## Begin Records to use
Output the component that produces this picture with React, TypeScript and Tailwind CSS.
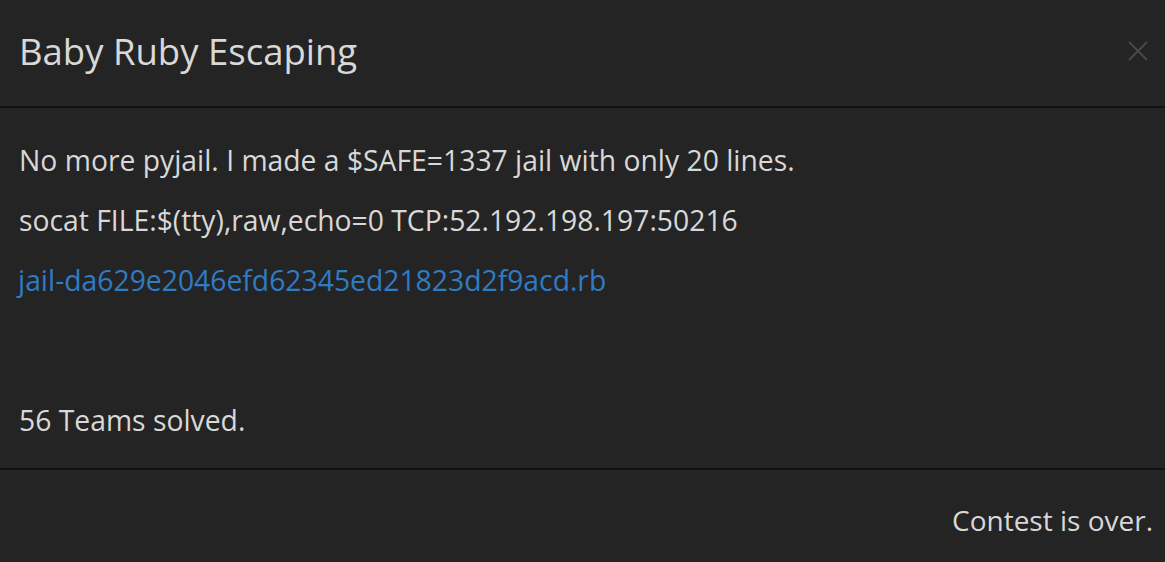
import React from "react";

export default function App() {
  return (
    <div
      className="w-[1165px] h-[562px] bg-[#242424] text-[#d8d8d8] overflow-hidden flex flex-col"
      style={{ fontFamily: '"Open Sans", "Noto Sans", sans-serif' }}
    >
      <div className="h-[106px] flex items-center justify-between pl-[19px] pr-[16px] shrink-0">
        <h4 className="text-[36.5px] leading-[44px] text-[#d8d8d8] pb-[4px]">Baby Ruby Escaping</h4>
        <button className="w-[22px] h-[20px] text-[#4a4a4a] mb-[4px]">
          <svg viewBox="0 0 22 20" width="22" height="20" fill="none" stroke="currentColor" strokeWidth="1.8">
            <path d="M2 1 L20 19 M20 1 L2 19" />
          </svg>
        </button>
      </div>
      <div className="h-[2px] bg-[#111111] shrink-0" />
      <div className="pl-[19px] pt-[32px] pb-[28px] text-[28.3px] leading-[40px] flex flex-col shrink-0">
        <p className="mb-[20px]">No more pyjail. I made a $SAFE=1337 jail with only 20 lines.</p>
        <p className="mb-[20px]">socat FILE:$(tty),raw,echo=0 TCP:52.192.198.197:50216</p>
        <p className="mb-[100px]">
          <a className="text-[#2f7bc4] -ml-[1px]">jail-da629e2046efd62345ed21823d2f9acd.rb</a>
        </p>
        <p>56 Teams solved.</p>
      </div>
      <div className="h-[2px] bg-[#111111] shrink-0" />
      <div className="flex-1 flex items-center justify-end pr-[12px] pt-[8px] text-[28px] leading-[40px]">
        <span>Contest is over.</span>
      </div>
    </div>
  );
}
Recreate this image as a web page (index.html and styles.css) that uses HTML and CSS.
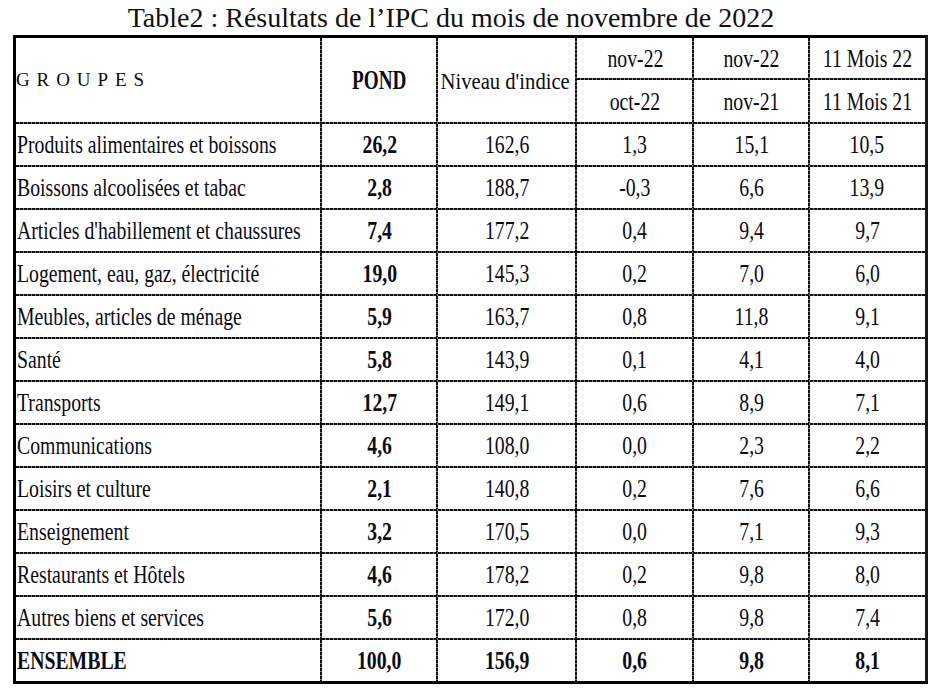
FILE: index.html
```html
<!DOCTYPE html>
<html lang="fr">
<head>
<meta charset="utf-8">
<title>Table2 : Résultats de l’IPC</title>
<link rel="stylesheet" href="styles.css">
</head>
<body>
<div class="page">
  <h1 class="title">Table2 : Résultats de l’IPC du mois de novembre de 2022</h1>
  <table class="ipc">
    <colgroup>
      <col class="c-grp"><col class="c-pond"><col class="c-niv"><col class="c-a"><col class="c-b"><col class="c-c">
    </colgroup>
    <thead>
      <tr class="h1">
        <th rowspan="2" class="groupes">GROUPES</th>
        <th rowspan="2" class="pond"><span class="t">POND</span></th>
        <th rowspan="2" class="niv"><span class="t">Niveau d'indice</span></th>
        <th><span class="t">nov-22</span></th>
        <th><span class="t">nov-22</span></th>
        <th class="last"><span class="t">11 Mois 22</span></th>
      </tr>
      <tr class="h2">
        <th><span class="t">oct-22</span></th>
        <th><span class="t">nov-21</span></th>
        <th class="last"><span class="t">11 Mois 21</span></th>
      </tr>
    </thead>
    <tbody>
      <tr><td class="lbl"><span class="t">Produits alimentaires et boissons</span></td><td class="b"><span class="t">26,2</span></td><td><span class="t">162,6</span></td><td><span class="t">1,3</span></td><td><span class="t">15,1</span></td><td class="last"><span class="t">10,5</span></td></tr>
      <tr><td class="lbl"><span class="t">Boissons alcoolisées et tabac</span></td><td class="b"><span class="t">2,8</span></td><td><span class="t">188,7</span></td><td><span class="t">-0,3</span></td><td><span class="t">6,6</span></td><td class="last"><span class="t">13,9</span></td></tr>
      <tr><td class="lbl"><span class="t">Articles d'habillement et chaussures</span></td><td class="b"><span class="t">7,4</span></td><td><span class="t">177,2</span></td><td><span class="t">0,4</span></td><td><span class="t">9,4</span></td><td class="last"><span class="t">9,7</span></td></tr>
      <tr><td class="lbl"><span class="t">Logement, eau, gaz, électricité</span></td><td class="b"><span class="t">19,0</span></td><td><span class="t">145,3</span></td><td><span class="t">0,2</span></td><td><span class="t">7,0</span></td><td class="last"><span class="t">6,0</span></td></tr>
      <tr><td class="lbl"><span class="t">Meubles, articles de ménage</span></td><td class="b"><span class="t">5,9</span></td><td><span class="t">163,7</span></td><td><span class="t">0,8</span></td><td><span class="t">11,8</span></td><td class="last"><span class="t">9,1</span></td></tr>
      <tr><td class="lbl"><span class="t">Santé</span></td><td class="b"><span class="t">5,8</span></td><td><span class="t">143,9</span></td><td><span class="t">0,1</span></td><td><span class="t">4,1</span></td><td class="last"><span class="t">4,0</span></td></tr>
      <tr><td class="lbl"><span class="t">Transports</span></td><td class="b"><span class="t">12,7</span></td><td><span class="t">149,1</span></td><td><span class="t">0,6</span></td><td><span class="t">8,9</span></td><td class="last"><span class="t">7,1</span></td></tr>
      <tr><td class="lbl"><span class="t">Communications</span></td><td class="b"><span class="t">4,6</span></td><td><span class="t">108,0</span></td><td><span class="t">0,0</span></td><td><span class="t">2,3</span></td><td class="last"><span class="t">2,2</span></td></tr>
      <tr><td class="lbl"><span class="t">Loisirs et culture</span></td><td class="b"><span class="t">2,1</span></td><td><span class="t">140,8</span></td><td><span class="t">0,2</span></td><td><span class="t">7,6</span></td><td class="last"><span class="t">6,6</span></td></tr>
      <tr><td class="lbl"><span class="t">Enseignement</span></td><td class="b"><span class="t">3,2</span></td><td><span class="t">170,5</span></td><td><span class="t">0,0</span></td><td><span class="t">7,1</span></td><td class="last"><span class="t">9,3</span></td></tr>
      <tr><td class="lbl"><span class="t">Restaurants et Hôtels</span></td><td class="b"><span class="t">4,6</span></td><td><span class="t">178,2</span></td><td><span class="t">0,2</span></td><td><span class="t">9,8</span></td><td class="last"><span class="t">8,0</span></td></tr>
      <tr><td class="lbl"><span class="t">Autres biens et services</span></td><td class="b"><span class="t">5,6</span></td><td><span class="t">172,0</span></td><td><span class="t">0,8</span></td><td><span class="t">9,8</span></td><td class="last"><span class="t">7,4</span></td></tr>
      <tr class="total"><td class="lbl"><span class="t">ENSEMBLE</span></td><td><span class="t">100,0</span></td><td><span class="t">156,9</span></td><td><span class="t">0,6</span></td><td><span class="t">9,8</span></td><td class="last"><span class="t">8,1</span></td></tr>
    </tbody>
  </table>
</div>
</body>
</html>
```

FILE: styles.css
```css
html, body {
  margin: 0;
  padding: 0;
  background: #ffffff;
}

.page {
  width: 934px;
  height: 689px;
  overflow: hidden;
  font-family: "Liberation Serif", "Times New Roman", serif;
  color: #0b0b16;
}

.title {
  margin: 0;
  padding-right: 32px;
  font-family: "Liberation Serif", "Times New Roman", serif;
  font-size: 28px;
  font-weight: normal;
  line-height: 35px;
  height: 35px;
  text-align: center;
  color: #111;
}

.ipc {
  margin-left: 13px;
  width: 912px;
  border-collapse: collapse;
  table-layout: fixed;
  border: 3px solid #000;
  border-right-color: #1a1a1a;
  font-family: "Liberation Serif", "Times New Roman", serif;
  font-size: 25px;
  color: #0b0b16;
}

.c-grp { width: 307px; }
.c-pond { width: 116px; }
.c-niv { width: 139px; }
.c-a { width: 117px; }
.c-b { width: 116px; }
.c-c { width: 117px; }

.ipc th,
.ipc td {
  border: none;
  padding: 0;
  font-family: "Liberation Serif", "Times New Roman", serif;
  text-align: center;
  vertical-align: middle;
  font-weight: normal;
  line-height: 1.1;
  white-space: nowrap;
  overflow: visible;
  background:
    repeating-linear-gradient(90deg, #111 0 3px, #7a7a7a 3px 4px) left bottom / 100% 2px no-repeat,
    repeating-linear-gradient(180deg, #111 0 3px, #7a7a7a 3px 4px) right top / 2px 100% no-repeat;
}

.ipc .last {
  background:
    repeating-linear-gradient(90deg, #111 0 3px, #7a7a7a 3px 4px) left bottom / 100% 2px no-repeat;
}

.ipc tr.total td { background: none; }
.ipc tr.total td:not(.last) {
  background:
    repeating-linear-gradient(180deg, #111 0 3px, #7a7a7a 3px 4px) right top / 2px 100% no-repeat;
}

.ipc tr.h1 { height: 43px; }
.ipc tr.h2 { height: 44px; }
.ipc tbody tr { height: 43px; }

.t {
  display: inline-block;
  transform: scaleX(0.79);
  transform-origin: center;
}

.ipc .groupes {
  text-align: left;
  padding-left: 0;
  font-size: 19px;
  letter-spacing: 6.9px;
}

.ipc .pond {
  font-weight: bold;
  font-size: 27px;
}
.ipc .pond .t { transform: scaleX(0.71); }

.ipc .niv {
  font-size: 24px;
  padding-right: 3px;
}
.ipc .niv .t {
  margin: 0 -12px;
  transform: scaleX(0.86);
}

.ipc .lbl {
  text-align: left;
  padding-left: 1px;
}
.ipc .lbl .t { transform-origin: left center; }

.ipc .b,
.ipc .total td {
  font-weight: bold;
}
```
## End Records to use
• Work to do:
Restate word for word every line from the top of the entries above to the line with "import React from", inclusive, and skip any pictures.

• Answer in full:
Output the component that produces this picture with React, TypeScript and Tailwind CSS.
import React from "react";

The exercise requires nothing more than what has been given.